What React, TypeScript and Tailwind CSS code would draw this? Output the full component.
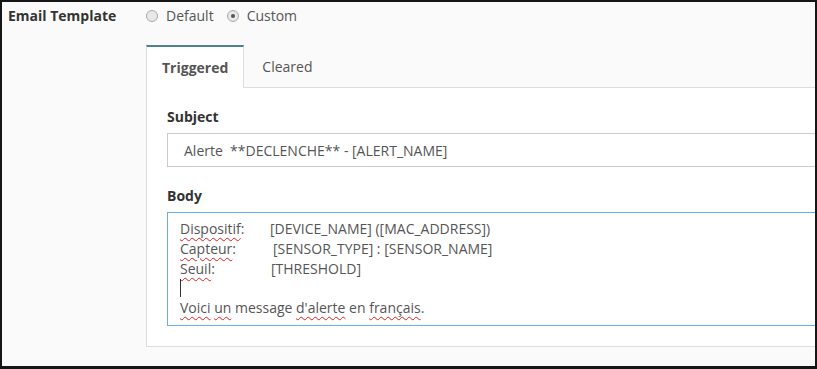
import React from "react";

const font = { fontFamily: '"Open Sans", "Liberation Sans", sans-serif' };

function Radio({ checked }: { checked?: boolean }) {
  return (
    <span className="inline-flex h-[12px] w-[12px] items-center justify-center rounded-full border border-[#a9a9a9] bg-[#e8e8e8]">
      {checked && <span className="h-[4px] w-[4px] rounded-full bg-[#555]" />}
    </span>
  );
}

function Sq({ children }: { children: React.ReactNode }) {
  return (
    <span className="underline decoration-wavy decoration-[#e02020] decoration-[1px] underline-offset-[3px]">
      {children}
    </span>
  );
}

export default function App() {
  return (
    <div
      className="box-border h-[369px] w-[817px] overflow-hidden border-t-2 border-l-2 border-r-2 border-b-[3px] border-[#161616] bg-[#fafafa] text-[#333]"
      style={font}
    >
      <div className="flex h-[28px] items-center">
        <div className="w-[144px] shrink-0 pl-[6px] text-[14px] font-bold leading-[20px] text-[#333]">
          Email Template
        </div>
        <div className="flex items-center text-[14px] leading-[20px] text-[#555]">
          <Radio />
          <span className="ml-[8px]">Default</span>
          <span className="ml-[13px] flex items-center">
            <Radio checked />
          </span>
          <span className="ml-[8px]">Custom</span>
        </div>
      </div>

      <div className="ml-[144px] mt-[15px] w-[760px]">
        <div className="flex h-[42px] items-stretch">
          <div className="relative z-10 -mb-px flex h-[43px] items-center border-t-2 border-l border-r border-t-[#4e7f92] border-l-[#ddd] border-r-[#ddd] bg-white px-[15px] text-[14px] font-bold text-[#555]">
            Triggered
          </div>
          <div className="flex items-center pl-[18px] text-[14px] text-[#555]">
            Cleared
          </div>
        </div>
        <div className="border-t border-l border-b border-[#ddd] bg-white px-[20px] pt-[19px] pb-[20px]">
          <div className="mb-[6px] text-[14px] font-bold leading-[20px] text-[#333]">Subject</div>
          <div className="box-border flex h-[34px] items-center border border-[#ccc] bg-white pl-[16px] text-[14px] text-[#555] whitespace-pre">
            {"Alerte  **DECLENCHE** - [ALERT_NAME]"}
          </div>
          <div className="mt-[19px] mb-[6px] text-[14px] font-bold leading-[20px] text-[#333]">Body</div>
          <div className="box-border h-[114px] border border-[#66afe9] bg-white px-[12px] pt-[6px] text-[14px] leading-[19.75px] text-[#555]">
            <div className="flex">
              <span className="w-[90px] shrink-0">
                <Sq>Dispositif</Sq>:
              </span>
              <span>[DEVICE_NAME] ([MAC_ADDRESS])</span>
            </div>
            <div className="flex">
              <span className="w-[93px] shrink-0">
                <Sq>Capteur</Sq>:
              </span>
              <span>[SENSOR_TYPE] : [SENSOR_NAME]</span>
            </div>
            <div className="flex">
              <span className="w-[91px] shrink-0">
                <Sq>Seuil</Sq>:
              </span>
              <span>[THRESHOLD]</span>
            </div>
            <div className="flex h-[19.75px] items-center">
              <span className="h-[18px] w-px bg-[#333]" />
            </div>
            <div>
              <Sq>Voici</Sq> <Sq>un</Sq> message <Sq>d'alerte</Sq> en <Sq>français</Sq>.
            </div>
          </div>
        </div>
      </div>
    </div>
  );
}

--------------------

-- What you should do --
Every line of the data above should be quoted exactly. Omit the pictures.

-- Final result --
What React, TypeScript and Tailwind CSS code would draw this? Output the full component.
import React from "react";

const font = { fontFamily: '"Open Sans", "Liberation Sans", sans-serif' };

function Radio({ checked }: { checked?: boolean }) {
  return (
    <span className="inline-flex h-[12px] w-[12px] items-center justify-center rounded-full border border-[#a9a9a9] bg-[#e8e8e8]">
      {checked && <span className="h-[4px] w-[4px] rounded-full bg-[#555]" />}
    </span>
  );
}

function Sq({ children }: { children: React.ReactNode }) {
  return (
    <span className="underline decoration-wavy decoration-[#e02020] decoration-[1px] underline-offset-[3px]">
      {children}
    </span>
  );
}

export default function App() {
  return (
    <div
      className="box-border h-[369px] w-[817px] overflow-hidden border-t-2 border-l-2 border-r-2 border-b-[3px] border-[#161616] bg-[#fafafa] text-[#333]"
      style={font}
    >
      <div className="flex h-[28px] items-center">
        <div className="w-[144px] shrink-0 pl-[6px] text-[14px] font-bold leading-[20px] text-[#333]">
          Email Template
        </div>
        <div className="flex items-center text-[14px] leading-[20px] text-[#555]">
          <Radio />
          <span className="ml-[8px]">Default</span>
          <span className="ml-[13px] flex items-center">
            <Radio checked />
          </span>
          <span className="ml-[8px]">Custom</span>
        </div>
      </div>

      <div className="ml-[144px] mt-[15px] w-[760px]">
        <div className="flex h-[42px] items-stretch">
          <div className="relative z-10 -mb-px flex h-[43px] items-center border-t-2 border-l border-r border-t-[#4e7f92] border-l-[#ddd] border-r-[#ddd] bg-white px-[15px] text-[14px] font-bold text-[#555]">
            Triggered
          </div>
          <div className="flex items-center pl-[18px] text-[14px] text-[#555]">
            Cleared
          </div>
        </div>
        <div className="border-t border-l border-b border-[#ddd] bg-white px-[20px] pt-[19px] pb-[20px]">
          <div className="mb-[6px] text-[14px] font-bold leading-[20px] text-[#333]">Subject</div>
          <div className="box-border flex h-[34px] items-center border border-[#ccc] bg-white pl-[16px] text-[14px] text-[#555] whitespace-pre">
            {"Alerte  **DECLENCHE** - [ALERT_NAME]"}
          </div>
          <div className="mt-[19px] mb-[6px] text-[14px] font-bold leading-[20px] text-[#333]">Body</div>
          <div className="box-border h-[114px] border border-[#66afe9] bg-white px-[12px] pt-[6px] text-[14px] leading-[19.75px] text-[#555]">
            <div className="flex">
              <span className="w-[90px] shrink-0">
                <Sq>Dispositif</Sq>:
              </span>
              <span>[DEVICE_NAME] ([MAC_ADDRESS])</span>
            </div>
            <div className="flex">
              <span className="w-[93px] shrink-0">
                <Sq>Capteur</Sq>:
              </span>
              <span>[SENSOR_TYPE] : [SENSOR_NAME]</span>
            </div>
            <div className="flex">
              <span className="w-[91px] shrink-0">
                <Sq>Seuil</Sq>:
              </span>
              <span>[THRESHOLD]</span>
            </div>
            <div className="flex h-[19.75px] items-center">
              <span className="h-[18px] w-px bg-[#333]" />
            </div>
            <div>
              <Sq>Voici</Sq> <Sq>un</Sq> message <Sq>d'alerte</Sq> en <Sq>français</Sq>.
            </div>
          </div>
        </div>
      </div>
    </div>
  );
}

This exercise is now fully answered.